What is needed » Repeat each line of the material below exactly as it appears, minus any pictures.

* START *

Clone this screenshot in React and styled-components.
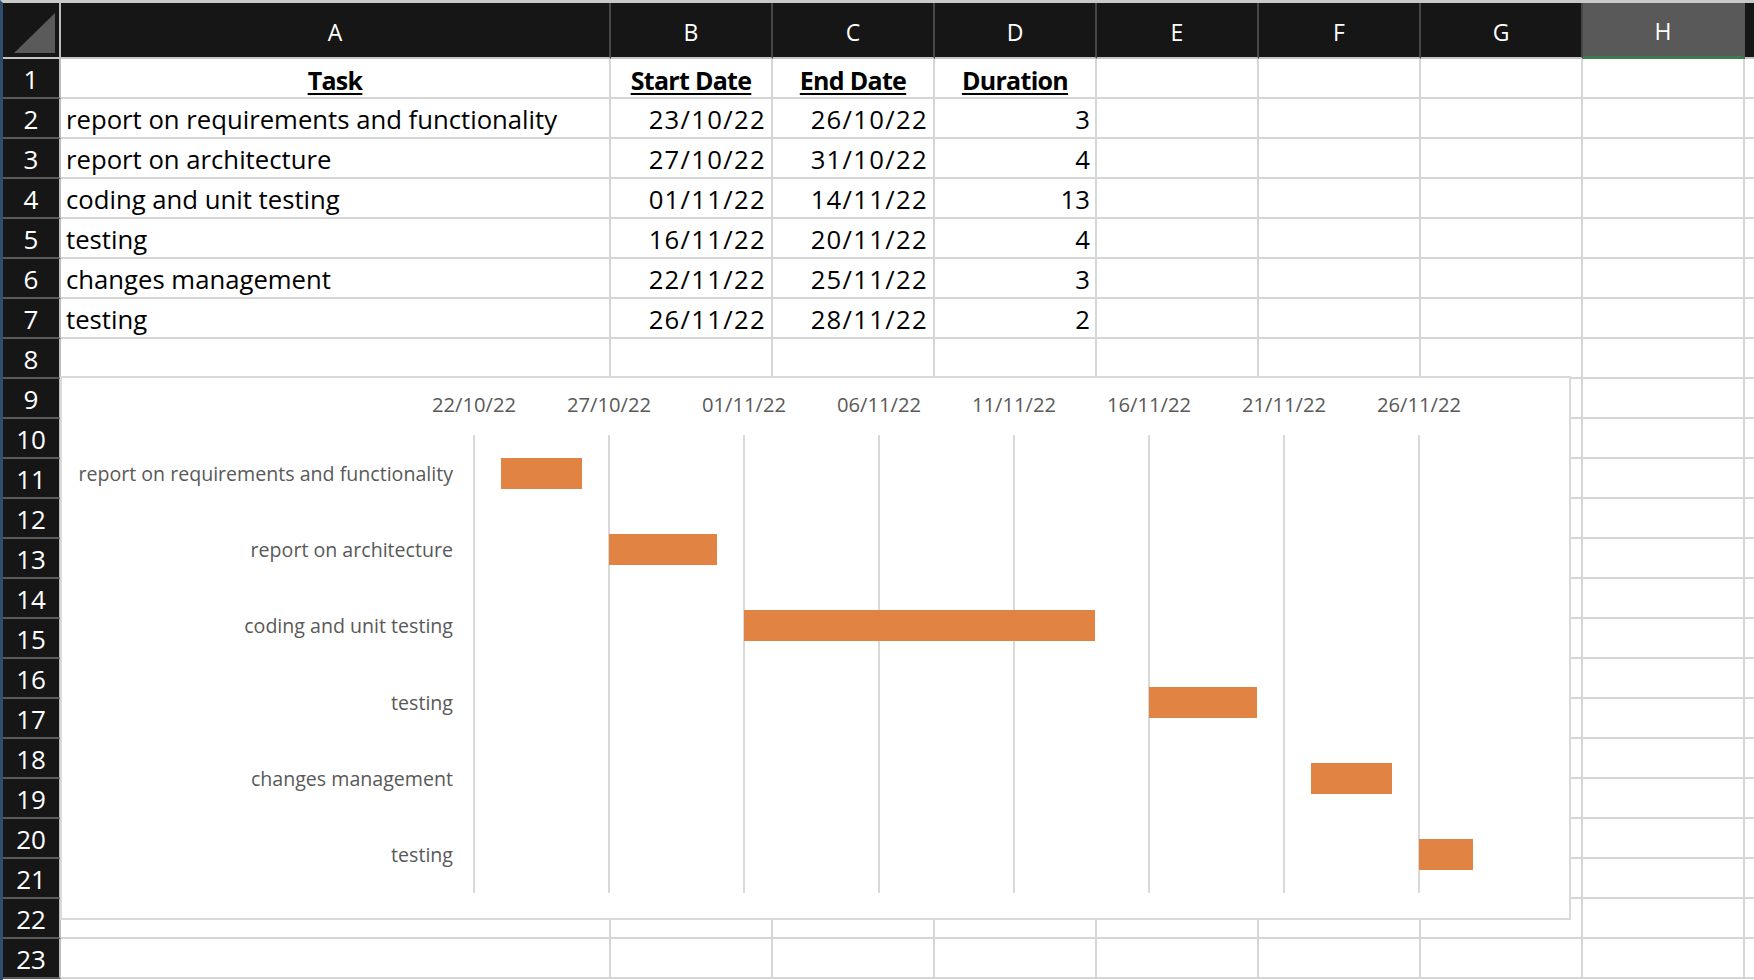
import React from "react";
import styled, { createGlobalStyle } from "styled-components";

const FONT = `"Open Sans", "Noto Sans", "DejaVu Sans", sans-serif`;

const GlobalStyle = createGlobalStyle`
  html, body { margin: 0; padding: 0; background: #ffffff; }
  body { font-family: ${FONT}; }
  *, *::before, *::after { box-sizing: border-box; }
`;

const Window = styled.div`
  position: relative;
  width: 1754px;
  height: 980px;
  overflow: hidden;
  background: #ffffff;
  border-top: 3px solid #c9c9c9;
  border-left: 3px solid #2f4e6f;
  font-family: ${FONT};
`;

const Sheet = styled.div`
  display: grid;
  grid-template-columns: 58px 550px repeat(8, 162px);
  grid-template-rows: 56px;
  grid-auto-rows: 40px;
`;

const CornerCell = styled.div`
  position: relative;
  background: #161616;
  border-right: 2px solid #bdbdbd;
  border-bottom: 2px solid #c6c6c6;
  &::after {
    content: "";
    position: absolute;
    left: 11px;
    top: 10px;
    width: 41px;
    height: 40px;
    background: #5a5a5a;
    clip-path: polygon(100% 0, 100% 100%, 0 100%);
  }
`;

const ColumnHeader = styled.div`
  display: flex;
  align-items: center;
  justify-content: center;
  padding-top: 3px;
  background: ${(p) => (p.$active ? "#595959" : "#161616")};
  color: #ffffff;
  font-size: 23px;
  border-right: 2px solid ${(p) => (p.$active ? "#595959" : "#474747")};
  border-bottom: ${(p) => (p.$active ? "3px solid #3e7b4e" : "2px solid #c6c6c6")};
`;

const RowHeader = styled.div`
  display: flex;
  align-items: center;
  justify-content: center;
  padding-top: 1px;
  background: #161616;
  color: #ffffff;
  font-size: 26px;
  border-right: 2px solid #bdbdbd;
  border-bottom: 2px solid #5a5a5a;
`;

const Cell = styled.div`
  border-right: 2px solid #d6d6d6;
  border-bottom: 2px solid #d6d6d6;
  font-size: ${(p) => (p.$bold ? "25px" : "25.7px")};
  line-height: 38px;
  padding: 2px 5px 0 5px;
  white-space: nowrap;
  overflow: hidden;
  color: #000000;
  text-align: ${(p) => p.$align || "left"};
  font-weight: ${(p) => (p.$bold ? 700 : 400)};
  letter-spacing: ${(p) => (p.$numeric ? "1.3px" : p.$bold ? "-0.7px" : "0")};
`;

const Underlined = styled.span`
  text-decoration: underline;
  text-decoration-thickness: 2px;
  text-underline-offset: 3px;
`;

const Chart = styled.div`
  position: absolute;
  left: 57px;
  top: 373px;
  width: 1511px;
  height: 544px;
  background: #ffffff;
  border: 2px solid #d9d9d9;
  font-family: ${FONT};
  color: #595959;
`;

const ChartBody = styled.div`
  display: grid;
  grid-template-columns: 411px 1fr;
  grid-template-rows: 57px 458px;
`;

const AxisRow = styled.div`
  display: flex;
  align-items: center;
  padding-bottom: 5px;
  margin-left: -66.5px;
`;

const AxisLabel = styled.div`
  flex: 0 0 135px;
  text-align: center;
  font-size: 20.2px;
`;

const CategoryColumn = styled.div`
  display: flex;
  flex-direction: column;
  padding-right: 20px;
`;

const CategoryLabel = styled.div`
  flex: 1;
  display: flex;
  align-items: center;
  justify-content: flex-end;
  font-size: 19.6px;
  white-space: nowrap;
`;

const Plot = styled.div`
  display: flex;
  flex-direction: column;
  background-image: repeating-linear-gradient(
    to right,
    #d9d9d9 0,
    #d9d9d9 2px,
    transparent 2px,
    transparent 135px
  );
  background-size: 947px 100%;
  background-repeat: no-repeat;
`;

const BarRow = styled.div`
  flex: 1;
  display: flex;
  align-items: center;
`;

const Bar = styled.div`
  height: 31px;
  background: #e08343;
  flex-shrink: 0;
`;

const DAY = 27;

const tasks = [
  { name: "report on requirements and functionality", start: "23/10/22", end: "26/10/22", dur: 3, offset: 1 },
  { name: "report on architecture", start: "27/10/22", end: "31/10/22", dur: 4, offset: 5 },
  { name: "coding and unit testing", start: "01/11/22", end: "14/11/22", dur: 13, offset: 10 },
  { name: "testing", start: "16/11/22", end: "20/11/22", dur: 4, offset: 25 },
  { name: "changes management", start: "22/11/22", end: "25/11/22", dur: 3, offset: 31 },
  { name: "testing", start: "26/11/22", end: "28/11/22", dur: 2, offset: 35 },
];

const axisDates = ["22/10/22", "27/10/22", "01/11/22", "06/11/22", "11/11/22", "16/11/22", "21/11/22", "26/11/22"];

// Column I is only a sliver at the right edge; its letter is out of view.
const columns = ["A", "B", "C", "D", "E", "F", "G", "H", ""];
const EXTRA = 5; // E..I empty

export default function App() {
  const rows = [];
  for (let r = 1; r <= 23; r++) {
    let cells;
    if (r === 1) {
      cells = [
        <Cell key="a" $align="center" $bold><Underlined>Task</Underlined></Cell>,
        <Cell key="b" $align="center" $bold><Underlined>Start Date</Underlined></Cell>,
        <Cell key="c" $align="center" $bold><Underlined>End Date</Underlined></Cell>,
        <Cell key="d" $align="center" $bold><Underlined>Duration</Underlined></Cell>,
      ];
    } else if (r <= 7) {
      const t = tasks[r - 2];
      cells = [
        <Cell key="a">{t.name}</Cell>,
        <Cell key="b" $align="right" $numeric>{t.start}</Cell>,
        <Cell key="c" $align="right" $numeric>{t.end}</Cell>,
        <Cell key="d" $align="right">{t.dur}</Cell>,
      ];
    } else {
      cells = [<Cell key="a" />, <Cell key="b" />, <Cell key="c" />, <Cell key="d" />];
    }
    for (let i = 0; i < EXTRA; i++) cells.push(<Cell key={`x${i}`} />);
    rows.push(
      <React.Fragment key={r}>
        <RowHeader>{r}</RowHeader>
        {cells}
      </React.Fragment>
    );
  }

  return (
    <>
      <GlobalStyle />
      <Window>
        <Sheet>
          <CornerCell />
          {columns.map((c, i) => (
            <ColumnHeader key={i} $active={c === "H"}>{c}</ColumnHeader>
          ))}
          {rows}
        </Sheet>
        <Chart>
          <ChartBody>
            <div />
            <AxisRow>
              {axisDates.map((d) => (
                <AxisLabel key={d}>{d}</AxisLabel>
              ))}
            </AxisRow>
            <CategoryColumn>
              {tasks.map((t, i) => (
                <CategoryLabel key={i}>{t.name}</CategoryLabel>
              ))}
            </CategoryColumn>
            <Plot>
              {tasks.map((t, i) => (
                <BarRow key={i}>
                  <Bar style={{ marginLeft: 1 + t.offset * DAY, width: t.dur * DAY }} />
                </BarRow>
              ))}
            </Plot>
          </ChartBody>
        </Chart>
      </Window>
    </>
  );
}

* END *

Written answer »
Clone this screenshot in React and styled-components.
import React from "react";
import styled, { createGlobalStyle } from "styled-components";

const FONT = `"Open Sans", "Noto Sans", "DejaVu Sans", sans-serif`;

const GlobalStyle = createGlobalStyle`
  html, body { margin: 0; padding: 0; background: #ffffff; }
  body { font-family: ${FONT}; }
  *, *::before, *::after { box-sizing: border-box; }
`;

const Window = styled.div`
  position: relative;
  width: 1754px;
  height: 980px;
  overflow: hidden;
  background: #ffffff;
  border-top: 3px solid #c9c9c9;
  border-left: 3px solid #2f4e6f;
  font-family: ${FONT};
`;

const Sheet = styled.div`
  display: grid;
  grid-template-columns: 58px 550px repeat(8, 162px);
  grid-template-rows: 56px;
  grid-auto-rows: 40px;
`;

const CornerCell = styled.div`
  position: relative;
  background: #161616;
  border-right: 2px solid #bdbdbd;
  border-bottom: 2px solid #c6c6c6;
  &::after {
    content: "";
    position: absolute;
    left: 11px;
    top: 10px;
    width: 41px;
    height: 40px;
    background: #5a5a5a;
    clip-path: polygon(100% 0, 100% 100%, 0 100%);
  }
`;

const ColumnHeader = styled.div`
  display: flex;
  align-items: center;
  justify-content: center;
  padding-top: 3px;
  background: ${(p) => (p.$active ? "#595959" : "#161616")};
  color: #ffffff;
  font-size: 23px;
  border-right: 2px solid ${(p) => (p.$active ? "#595959" : "#474747")};
  border-bottom: ${(p) => (p.$active ? "3px solid #3e7b4e" : "2px solid #c6c6c6")};
`;

const RowHeader = styled.div`
  display: flex;
  align-items: center;
  justify-content: center;
  padding-top: 1px;
  background: #161616;
  color: #ffffff;
  font-size: 26px;
  border-right: 2px solid #bdbdbd;
  border-bottom: 2px solid #5a5a5a;
`;

const Cell = styled.div`
  border-right: 2px solid #d6d6d6;
  border-bottom: 2px solid #d6d6d6;
  font-size: ${(p) => (p.$bold ? "25px" : "25.7px")};
  line-height: 38px;
  padding: 2px 5px 0 5px;
  white-space: nowrap;
  overflow: hidden;
  color: #000000;
  text-align: ${(p) => p.$align || "left"};
  font-weight: ${(p) => (p.$bold ? 700 : 400)};
  letter-spacing: ${(p) => (p.$numeric ? "1.3px" : p.$bold ? "-0.7px" : "0")};
`;

const Underlined = styled.span`
  text-decoration: underline;
  text-decoration-thickness: 2px;
  text-underline-offset: 3px;
`;

const Chart = styled.div`
  position: absolute;
  left: 57px;
  top: 373px;
  width: 1511px;
  height: 544px;
  background: #ffffff;
  border: 2px solid #d9d9d9;
  font-family: ${FONT};
  color: #595959;
`;

const ChartBody = styled.div`
  display: grid;
  grid-template-columns: 411px 1fr;
  grid-template-rows: 57px 458px;
`;

const AxisRow = styled.div`
  display: flex;
  align-items: center;
  padding-bottom: 5px;
  margin-left: -66.5px;
`;

const AxisLabel = styled.div`
  flex: 0 0 135px;
  text-align: center;
  font-size: 20.2px;
`;

const CategoryColumn = styled.div`
  display: flex;
  flex-direction: column;
  padding-right: 20px;
`;

const CategoryLabel = styled.div`
  flex: 1;
  display: flex;
  align-items: center;
  justify-content: flex-end;
  font-size: 19.6px;
  white-space: nowrap;
`;

const Plot = styled.div`
  display: flex;
  flex-direction: column;
  background-image: repeating-linear-gradient(
    to right,
    #d9d9d9 0,
    #d9d9d9 2px,
    transparent 2px,
    transparent 135px
  );
  background-size: 947px 100%;
  background-repeat: no-repeat;
`;

const BarRow = styled.div`
  flex: 1;
  display: flex;
  align-items: center;
`;

const Bar = styled.div`
  height: 31px;
  background: #e08343;
  flex-shrink: 0;
`;

const DAY = 27;

const tasks = [
  { name: "report on requirements and functionality", start: "23/10/22", end: "26/10/22", dur: 3, offset: 1 },
  { name: "report on architecture", start: "27/10/22", end: "31/10/22", dur: 4, offset: 5 },
  { name: "coding and unit testing", start: "01/11/22", end: "14/11/22", dur: 13, offset: 10 },
  { name: "testing", start: "16/11/22", end: "20/11/22", dur: 4, offset: 25 },
  { name: "changes management", start: "22/11/22", end: "25/11/22", dur: 3, offset: 31 },
  { name: "testing", start: "26/11/22", end: "28/11/22", dur: 2, offset: 35 },
];

const axisDates = ["22/10/22", "27/10/22", "01/11/22", "06/11/22", "11/11/22", "16/11/22", "21/11/22", "26/11/22"];

// Column I is only a sliver at the right edge; its letter is out of view.
const columns = ["A", "B", "C", "D", "E", "F", "G", "H", ""];
const EXTRA = 5; // E..I empty

export default function App() {
  const rows = [];
  for (let r = 1; r <= 23; r++) {
    let cells;
    if (r === 1) {
      cells = [
        <Cell key="a" $align="center" $bold><Underlined>Task</Underlined></Cell>,
        <Cell key="b" $align="center" $bold><Underlined>Start Date</Underlined></Cell>,
        <Cell key="c" $align="center" $bold><Underlined>End Date</Underlined></Cell>,
        <Cell key="d" $align="center" $bold><Underlined>Duration</Underlined></Cell>,
      ];
    } else if (r <= 7) {
      const t = tasks[r - 2];
      cells = [
        <Cell key="a">{t.name}</Cell>,
        <Cell key="b" $align="right" $numeric>{t.start}</Cell>,
        <Cell key="c" $align="right" $numeric>{t.end}</Cell>,
        <Cell key="d" $align="right">{t.dur}</Cell>,
      ];
    } else {
      cells = [<Cell key="a" />, <Cell key="b" />, <Cell key="c" />, <Cell key="d" />];
    }
    for (let i = 0; i < EXTRA; i++) cells.push(<Cell key={`x${i}`} />);
    rows.push(
      <React.Fragment key={r}>
        <RowHeader>{r}</RowHeader>
        {cells}
      </React.Fragment>
    );
  }

  return (
    <>
      <GlobalStyle />
      <Window>
        <Sheet>
          <CornerCell />
          {columns.map((c, i) => (
            <ColumnHeader key={i} $active={c === "H"}>{c}</ColumnHeader>
          ))}
          {rows}
        </Sheet>
        <Chart>
          <ChartBody>
            <div />
            <AxisRow>
              {axisDates.map((d) => (
                <AxisLabel key={d}>{d}</AxisLabel>
              ))}
            </AxisRow>
            <CategoryColumn>
              {tasks.map((t, i) => (
                <CategoryLabel key={i}>{t.name}</CategoryLabel>
              ))}
            </CategoryColumn>
            <Plot>
              {tasks.map((t, i) => (
                <BarRow key={i}>
                  <Bar style={{ marginLeft: 1 + t.offset * DAY, width: t.dur * DAY }} />
                </BarRow>
              ))}
            </Plot>
          </ChartBody>
        </Chart>
      </Window>
    </>
  );
}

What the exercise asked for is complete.